If I were Netanyahu speaking at the UN

What the PM should have said to silence the world.

Netanyahu and Obama in New York(good)_311 (photo credit: Reuters)
Netanyahu and Obama in New York(good)_311
(photo credit: Reuters)
I am not Binyamin Netanyahu.
If I were Binyamin Netanyahu, and were standing on the UN podium after Mahmoud Abbas’ speech, I would have turned to him and said, “Abu Mazen, I hereby announce a 6-month (or some other number) freeze on settlement-building. Given that, will you now enter into direct negotiations with Israel?”
I know I am not Netanyahu—and neither would I want to be—and I know he is operating under a tremendous amount of pressure and constraints – especially from the Right. But I also know that he should do everything in his power to shed the negative image of Israel.
What would such a statement in the UN assembly do?It certainly wouldn’t have convinced the 129-plus states who wildly applauded Abu Mazen’s speech in the UN. They would have applauded whatever he had said, and would have agreed to any proposal he would offer. As our former UN ambassador Dan Gillerman eloquently put it in a television interview, “If only asked, they would have voted to make Disneyland a member of the United Nations.”
The statement I propose above wouldn’t have made the Palestinians love us, or the rest of the Arab world for that matter.
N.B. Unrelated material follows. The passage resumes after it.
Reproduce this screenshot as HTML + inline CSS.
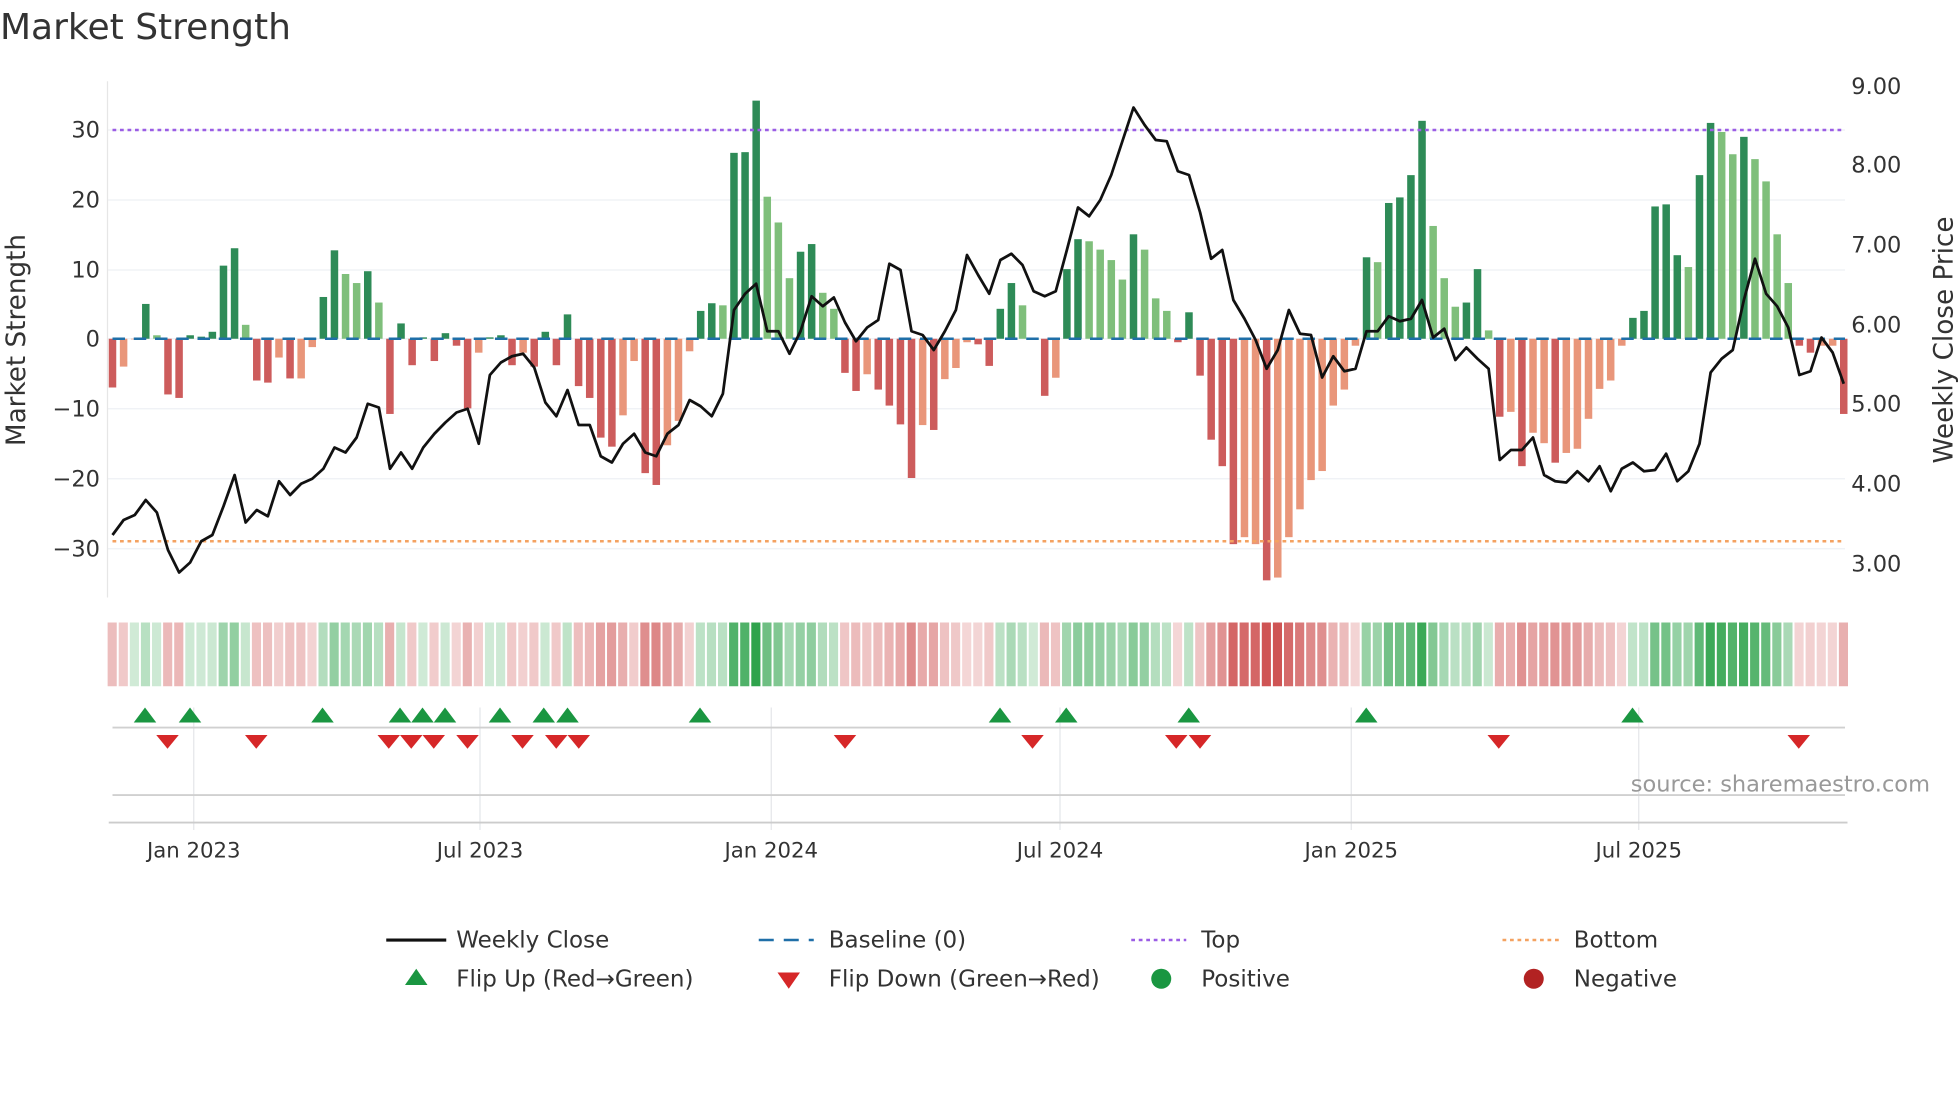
<!DOCTYPE html>
<html><head><meta charset="utf-8">
<style>
html,body{margin:0;padding:0;background:#fff;width:1960px;height:1102px;overflow:hidden}
svg{display:block}
text{font-family:"DejaVu Sans","Liberation Sans",sans-serif;fill:#333}
</style></head>
<body>
<svg id="s" width="1960" height="1102" viewBox="0 0 1568 881.6" xmlns="http://www.w3.org/2000/svg">
<text x="0" y="31" font-size="28.8" fill="#333">Market Strength</text>
<g id="grid"></g>
<line x1="86" y1="65" x2="86" y2="478" stroke="#e6e6e6" stroke-width="1"/>
<g font-size="18" text-anchor="end">
<text x="80" y="110">30</text><text x="80" y="166">20</text><text x="80" y="222">10</text><text x="80" y="277">0</text>
<text x="80" y="333">−10</text><text x="80" y="389">−20</text><text x="80" y="445">−30</text>
</g>
<g font-size="18" text-anchor="start">
<text x="1481" y="75">9.00</text><text x="1481" y="138">8.00</text><text x="1481" y="202">7.00</text><text x="1481" y="266">6.00</text>
<text x="1481" y="329">5.00</text><text x="1481" y="393">4.00</text><text x="1481" y="457">3.00</text>
</g>
<text font-size="21" transform="translate(20,272) rotate(-90)" text-anchor="middle">Market Strength</text>
<text font-size="21" transform="translate(1562,272) rotate(-90)" text-anchor="middle">Weekly Close Price</text>
<g id="bars"></g>
<line x1="90" y1="104" x2="1476" y2="104" stroke="#9b5de5" stroke-width="2" stroke-dasharray="3,3"/>
<line x1="90" y1="433" x2="1476" y2="433" stroke="#f4a261" stroke-width="2" stroke-dasharray="3,3"/>
<line x1="90" y1="271" x2="1476" y2="271" stroke="#1f6fa8" stroke-width="2" stroke-dasharray="10,7"/>
<polyline id="price" fill="none" stroke="#111" stroke-width="2.2" stroke-linejoin="round"/>
<g id="heat"></g>
<line x1="90" y1="582" x2="1476" y2="582" stroke="#d0d0d0" stroke-width="1.5"/>
<line x1="90" y1="636" x2="1476" y2="636" stroke="#d0d0d0" stroke-width="1.5"/>
<line x1="87" y1="658" x2="1478" y2="658" stroke="#ccc" stroke-width="1.5"/>
<g id="marks"></g>
<text x="1544" y="633" font-size="18" text-anchor="end" style="fill:#999">source: sharemaestro.com</text>
<g font-size="17" text-anchor="middle">
<text x="155" y="686">Jan 2023</text><text x="384" y="686">Jul 2023</text><text x="617" y="686">Jan 2024</text>
<text x="848" y="686">Jul 2024</text><text x="1081" y="686">Jan 2025</text><text x="1311" y="686">Jul 2025</text>
</g>
<g font-size="18.4">
<line x1="309" y1="752" x2="357" y2="752" stroke="#111" stroke-width="2.5"/>
<text x="365" y="758">Weekly Close</text>
<line x1="607" y1="752" x2="651" y2="752" stroke="#1f6fa8" stroke-width="2" stroke-dasharray="12,8"/>
<text x="663" y="758">Baseline (0)</text>
<line x1="905" y1="752" x2="949" y2="752" stroke="#9b5de5" stroke-width="2" stroke-dasharray="3,3"/>
<text x="961" y="758">Top</text>
<line x1="1202" y1="752" x2="1247" y2="752" stroke="#f4a261" stroke-width="2" stroke-dasharray="3,3"/>
<text x="1259" y="758">Bottom</text>
<polygon points="324,788 333,775 342,788" fill="#1a9641"/>
<text x="365" y="789">Flip Up (Red→Green)</text>
<polygon points="622,778 640,778 631,791" fill="#d62728"/>
<text x="663" y="789">Flip Down (Green→Red)</text>
<circle cx="929" cy="783" r="8" fill="#1a9641"/>
<text x="961" y="789">Positive</text>
<circle cx="1227" cy="783" r="8" fill="#b22222"/>
<text x="1259" y="789">Negative</text>
</g>
</svg>
<script>
var NS="http://www.w3.org/2000/svg";
function el(t,a,p){var e=document.createElementNS(NS,t);for(var k in a)e.setAttribute(k,a[k]);document.getElementById(p).appendChild(e);return e;}
[104,160,216,271,327,383,439].forEach(function(y){el("line",{x1:86,y1:y,x2:1476,y2:y,stroke:"#eef0f4","stroke-width":1},"grid");});
[155,384,617,848,1081,1311].forEach(function(x){el("line",{x1:x,y1:566,x2:x,y2:664,stroke:"#e4e6ea","stroke-width":1},"grid");});
var B="-7r -4o 0o 5d .5l -8r -8.5r .5d .3d 1d 10.5d 13d 2l -6r -6.3r -2.7o -5.7r -5.7o -1.2o 6d 12.7d 9.3l 8l 9.7d 5.2l -10.8r 2.2d -3.8r .2d -3.2r .8d -1r -10r -2o .2d .5d -3.8r -2o -4r 1d -3.8r 3.5d -6.8r -8.5r -14.2r -15.5r -11o -3.2o -19.3r -21r -15.3o -11.8o -1.8o 4d 5.1d 4.8l 26.7d 26.8d 34.2d 20.4l 16.7l 8.7l 12.5d 13.6d 6.6l 4.3l -4.9r -7.5r -5.1o -7.3r -9.6r -12.3r -20r -12.4o -13.1r -5.8o -4.2o -.5o -.8r -3.9r 4.3d 8d 4.8l 0o -8.2r -5.6o 10d 14.3d 14l 12.8l 11.3l 8.5l 15d 12.8l 5.8l 4l -.5r 3.8d -5.3r -14.5r -18.3r -29.5r -28.5o -29.5o -34.7r -34.3o -28.5o -24.5o -20.3o -19o -9.6o -7.3o -1o 11.7d 11l 19.5d 20.3d 23.5d 31.3d 16.2l 8.7l 4.6l 5.2d 10d 1.2l -11.2r -10.5o -18.3r -13.5o -15o -17.8r -16.4o -15.8o -11.5o -7.2o -6o -1o 3d 4d 19d 19.3d 12d 10.3l 23.5d 31d 29.7l 26.5l 29d 25.8l 22.6l 15l 8l -1r -2r -1o -1o -10.8r".split(" ");
var col={d:"#2e8b57",l:"#7fbf7b",r:"#cd5c5c",o:"#e9967a"};
var n=B.length, x0=90, dx=(1475-90)/(n-1);
B.forEach(function(s,i){
 var v=parseFloat(s), t=s.slice(-1), x=x0+i*dx, y0=271, h=v*5.57;
 el("rect",{x:x-3,y:h>0?y0-h:y0,width:6,height:Math.max(Math.abs(h),0.5),fill:col[t]},"bars");
 var a=Math.min(0.22+Math.abs(v)/34*0.75,0.97);
 var c=v>=0?"rgba(40,160,70,"+a+")":"rgba(200,60,60,"+a*0.9+")";
 el("rect",{x:x-3.9,y:498,width:7.3,height:51,fill:c},"heat");
});
var P=[428,416,412,400,410,440,458,450,433,428,405,380,418,408,413,385,396,387,383,375,358,362,350,323,326,375,362,375,358,347,338,330,327,355,300,290,285,283,294,322,333,312,340,340,365,370,355,347,362,365,347,340,320,325,333,315,248,235,227,265,265,283,265,237,245,238,258,273,262,256,211,216,265,268,280,265,248,204,220,235,208,203,212,233,237,233,200,166,173,160,140,113,86,100,112,113,137,140,170,207,200,240,255,272,295,280,248,267,268,302,285,297,295,265,265,253,257,255,240,270,263,288,278,287,295,368,360,360,350,380,385,386,377,385,373,393,375,370,377,376,363,385,377,355,298,287,280,240,207,235,245,262,300,297,270,282,307];
var pdx=(1475-90)/(P.length-1);
document.getElementById("price").setAttribute("points",P.map(function(y,i){return (90+i*pdx).toFixed(1)+","+y;}).join(" "));
[116,152,258,320,338,356,400,435,454,560,800,853,951,1093,1306].forEach(function(x){el("polygon",{points:(x-9)+",578 "+x+",566 "+(x+9)+",578",fill:"#1a9641"},"marks");});
[134,205,311,329,347,374,418,445,463,676,826,941,960,1199,1439].forEach(function(x){el("polygon",{points:(x-9)+",588 "+(x+9)+",588 "+x+",599",fill:"#d62728"},"marks");});
</script>
</body></html>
They would have continued to incite hatred against us, and would have probably reduced the offer to being some sort of devious Zionist plot (inspired, perhaps, by the Protocols of the Elders of Zion along with everything else that Israel does).The statement I proposed wouldn’t have brought Abu Mazen and the Palestinians to the negotiating table, for the simple reason that they don’t want to negotiate. They do not want to compromise - not on the return of the refugees, not on Jerusalem, not on the borders, and certainly not on recognizing Israel as the Jewish State.
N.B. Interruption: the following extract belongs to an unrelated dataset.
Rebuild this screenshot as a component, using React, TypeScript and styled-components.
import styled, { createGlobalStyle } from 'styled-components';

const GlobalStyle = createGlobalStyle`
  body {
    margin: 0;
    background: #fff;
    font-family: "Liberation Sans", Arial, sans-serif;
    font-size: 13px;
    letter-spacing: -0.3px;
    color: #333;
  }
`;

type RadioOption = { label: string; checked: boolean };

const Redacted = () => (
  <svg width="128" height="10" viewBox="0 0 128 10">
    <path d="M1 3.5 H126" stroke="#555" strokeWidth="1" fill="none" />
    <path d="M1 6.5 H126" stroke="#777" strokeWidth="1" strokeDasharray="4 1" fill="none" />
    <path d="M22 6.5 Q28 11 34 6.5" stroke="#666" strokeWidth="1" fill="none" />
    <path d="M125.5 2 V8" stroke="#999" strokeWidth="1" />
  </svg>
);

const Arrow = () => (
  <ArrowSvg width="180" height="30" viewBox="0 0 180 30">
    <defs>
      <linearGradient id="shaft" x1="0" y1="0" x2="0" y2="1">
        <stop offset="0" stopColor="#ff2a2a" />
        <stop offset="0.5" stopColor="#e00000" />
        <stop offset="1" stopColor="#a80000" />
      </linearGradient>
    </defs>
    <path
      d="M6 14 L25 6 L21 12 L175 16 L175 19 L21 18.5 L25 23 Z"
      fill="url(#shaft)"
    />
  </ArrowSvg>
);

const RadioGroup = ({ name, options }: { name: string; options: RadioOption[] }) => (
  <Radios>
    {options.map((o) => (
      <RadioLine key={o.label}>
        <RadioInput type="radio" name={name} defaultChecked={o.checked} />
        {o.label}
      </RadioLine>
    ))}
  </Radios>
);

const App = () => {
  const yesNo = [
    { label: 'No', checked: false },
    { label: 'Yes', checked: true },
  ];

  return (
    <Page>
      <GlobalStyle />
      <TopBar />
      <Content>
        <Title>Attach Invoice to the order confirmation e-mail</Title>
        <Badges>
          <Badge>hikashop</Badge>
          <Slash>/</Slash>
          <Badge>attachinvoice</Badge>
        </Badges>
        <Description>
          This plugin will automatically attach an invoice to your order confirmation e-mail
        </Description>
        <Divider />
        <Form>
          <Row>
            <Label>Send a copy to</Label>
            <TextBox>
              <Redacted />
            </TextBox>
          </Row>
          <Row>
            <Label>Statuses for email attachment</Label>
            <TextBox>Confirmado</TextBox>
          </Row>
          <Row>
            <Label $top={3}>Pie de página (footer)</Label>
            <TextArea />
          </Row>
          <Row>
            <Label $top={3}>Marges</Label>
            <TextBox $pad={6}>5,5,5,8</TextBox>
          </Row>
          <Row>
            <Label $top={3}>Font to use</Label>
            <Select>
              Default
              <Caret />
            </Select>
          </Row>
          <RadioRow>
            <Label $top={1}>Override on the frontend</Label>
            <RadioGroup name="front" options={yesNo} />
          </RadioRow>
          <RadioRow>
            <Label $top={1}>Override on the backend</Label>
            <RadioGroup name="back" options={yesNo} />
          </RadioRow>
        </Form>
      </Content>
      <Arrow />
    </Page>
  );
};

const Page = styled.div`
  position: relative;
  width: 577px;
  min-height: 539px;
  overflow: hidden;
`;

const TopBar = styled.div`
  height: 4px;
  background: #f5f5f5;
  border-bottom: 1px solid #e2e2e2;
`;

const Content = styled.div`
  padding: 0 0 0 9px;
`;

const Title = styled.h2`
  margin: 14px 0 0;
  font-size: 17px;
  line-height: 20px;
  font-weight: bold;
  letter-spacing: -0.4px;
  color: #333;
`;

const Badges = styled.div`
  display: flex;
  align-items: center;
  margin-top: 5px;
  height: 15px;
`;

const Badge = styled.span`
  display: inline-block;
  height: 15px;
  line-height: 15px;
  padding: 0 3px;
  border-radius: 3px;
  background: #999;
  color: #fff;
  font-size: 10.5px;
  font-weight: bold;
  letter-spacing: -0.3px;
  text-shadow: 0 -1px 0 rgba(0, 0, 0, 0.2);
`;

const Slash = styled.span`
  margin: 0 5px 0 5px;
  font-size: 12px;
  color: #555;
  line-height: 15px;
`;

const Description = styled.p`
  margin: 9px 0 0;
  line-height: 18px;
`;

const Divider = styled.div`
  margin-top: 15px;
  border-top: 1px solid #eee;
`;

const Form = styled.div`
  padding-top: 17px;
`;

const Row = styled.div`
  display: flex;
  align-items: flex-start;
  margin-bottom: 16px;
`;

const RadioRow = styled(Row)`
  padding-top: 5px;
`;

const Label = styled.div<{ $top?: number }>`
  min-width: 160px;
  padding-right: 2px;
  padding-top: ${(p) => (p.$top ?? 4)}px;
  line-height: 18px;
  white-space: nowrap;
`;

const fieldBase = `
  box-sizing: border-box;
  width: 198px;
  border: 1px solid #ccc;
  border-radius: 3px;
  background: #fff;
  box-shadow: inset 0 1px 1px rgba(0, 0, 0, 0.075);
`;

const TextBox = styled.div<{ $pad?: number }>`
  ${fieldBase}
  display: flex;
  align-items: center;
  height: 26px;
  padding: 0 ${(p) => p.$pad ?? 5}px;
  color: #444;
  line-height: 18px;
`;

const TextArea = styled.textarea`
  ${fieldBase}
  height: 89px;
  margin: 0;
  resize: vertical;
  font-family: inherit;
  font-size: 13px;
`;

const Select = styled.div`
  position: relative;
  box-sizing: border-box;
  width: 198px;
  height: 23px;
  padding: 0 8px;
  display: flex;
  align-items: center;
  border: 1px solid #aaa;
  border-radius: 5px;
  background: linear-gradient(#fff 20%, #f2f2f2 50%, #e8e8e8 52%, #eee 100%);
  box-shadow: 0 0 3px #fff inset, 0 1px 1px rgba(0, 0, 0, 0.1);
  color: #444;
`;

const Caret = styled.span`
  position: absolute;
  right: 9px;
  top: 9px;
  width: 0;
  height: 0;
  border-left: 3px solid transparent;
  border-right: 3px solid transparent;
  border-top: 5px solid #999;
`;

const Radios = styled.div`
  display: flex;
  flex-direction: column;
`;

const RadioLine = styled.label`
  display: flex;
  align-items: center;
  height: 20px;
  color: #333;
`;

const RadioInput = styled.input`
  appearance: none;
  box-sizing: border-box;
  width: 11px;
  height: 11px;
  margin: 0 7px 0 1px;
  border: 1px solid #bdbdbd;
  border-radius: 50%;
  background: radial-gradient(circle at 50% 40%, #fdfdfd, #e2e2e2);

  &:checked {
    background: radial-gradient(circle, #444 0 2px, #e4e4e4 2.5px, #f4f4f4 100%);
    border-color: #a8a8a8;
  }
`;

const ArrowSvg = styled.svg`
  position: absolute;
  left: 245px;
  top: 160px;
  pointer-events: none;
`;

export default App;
A couple of years ago, the Palestinians decided to take a different approach – namely, to bypass negotiations and concessions and vilify and delegitimize Israel in an effort to obtain their own state by exerting pressure from without.
And they do so with the support of the naïve, unconditional, and at times hate-filled UN choir that they have so deftly conducted since the day when former PLO leader Yasser Arafat walked in holding an olive branch and packing a gun.
That way, they believe, they’ll become a sovereign state by international law; then they’ll hound us at the International Court in The Hague, demand that UN peacekeepers protect them from the Israeli army, fill the West Bank with weapons, attack the “illegal” settlements, campaign for the return of the refugees –basically they’ll get almost everything they demand without paying the price.
So, you ask, why should Netanyahu make such a statement?
Quite simply because doing so would score a victory with the nations that really count - the moderates that still survive and the friends that we still have.
A statement regarding a settlement-freeze will stand as a testament for our American friends to see that they did the right thing by standing up to a tumultuous UN General Assembly and taking our side. It will provide proof for the European Union that we are the ones who really desire negotiations, and not the Palestinian leaders who every morning unearth a new pretext to evade them.
It will provide irrevocable evidence to international media that we are the ones craving peace, and not the hypocrites in Ramallah.
After all, this isn’t a battle for votes in the UNGA – we never had them before and probably never will. This is a battle for the recognition by a minority – but a minority that counts nonetheless – that we are the ones sincerely seeking peace.
I know, we can always display our record of peace-seeking. We were the ones who initiated the Oslo Accords; we were the ones who pulled out of South Lebanon; we were the ones who pulled out of Gaza, uprooting thousands of settlers; we were the ones who froze the settlements in the West Bank for ten months.
All this is true and commendable. But in politics the question most frequently asked is not “What did you do (for me…) in the past?” It is, “What did you do today?”
And by saying “no” today, or by not saying anything, we only weaken our ties with our allies.
Try, for a moment, to imagine US President Barack Obama along with all of our other Democratic and Republican allies in the US, and Tony Blair et al at the EU, as well as the silent majority of good people in America, Europe, and parts of the Arab world (and perhaps even in Israel - who knows?) to be able to say proudly to the whole world: “Did you hear what the Israelis offered?”
And then imagine them turning to Abu Mazen and company and saying, “Well, Mr. Chairman? What is your answer?”
But of course, I am not Binyamin Netanyahu.

The writer is a former Labor Party MK and the official biographer of David Ben-Gurion and Shimon Peres.